For When You Can't Have The Real Thing
[ start | index | login ]
start > 2004-06-20 > 1

2004-06-20 #1

Created by dave. Last edited by dave, 19 years and 254 days ago. Viewed 4,003 times. #2
[diff] [history] [edit] [rdf]

Rogers Email Spam Hell

At some point in recent history, one of my email addresses got flooded with spam. To the point that fetchmail/spamassassin/FileScan couldn't get through it fast enough before some resource got choked out.

I discovered this while messing around with the Tera-Byte hosting traffic statistics. They seem to claim an astronomical amount of traffic (as in, 15-20 Gb per month for some months) which doesn't mesh with what my spot-checking indicates. But I'll discuss that another time -- this is about email.

Fetchmail, being charmingly fastidious, aparrently does not issue DELE commands for individual emails until all the pending emails have been successfully downloaded. So if you have 20 emails, and delivery gets jammed on message number 18, fetchmail aborts, leaving all 20 emails in the inbox marked as unread. This means that next time that you go back to your inbox, you now have 22 messages waiting instead of 20. Since you again barf on number 18, nothing gets cleared out… Lather, rinse, repeat.

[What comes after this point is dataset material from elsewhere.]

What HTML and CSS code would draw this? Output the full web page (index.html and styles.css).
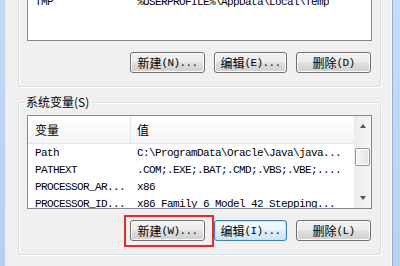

What I had to do was to run fetchmail manually and figure out which messages it was jamming on and then manually telnet to the POP server so that I could manually issue the DELE commands to get rid of those messages already downloaded.

As a side effect of all this, I discovered that while fetchmail and sendmail can process email messages in parallel, the SpamAssassin setup I have here does not. It has a lock file system to prevent a massive number of hungry Perl processes from starting up and choking the computer. And at roughly 6 seconds of wall time required to process each message, this can become a bottleneck -- especially when there are 400 messages in the pipeline waiting to come down.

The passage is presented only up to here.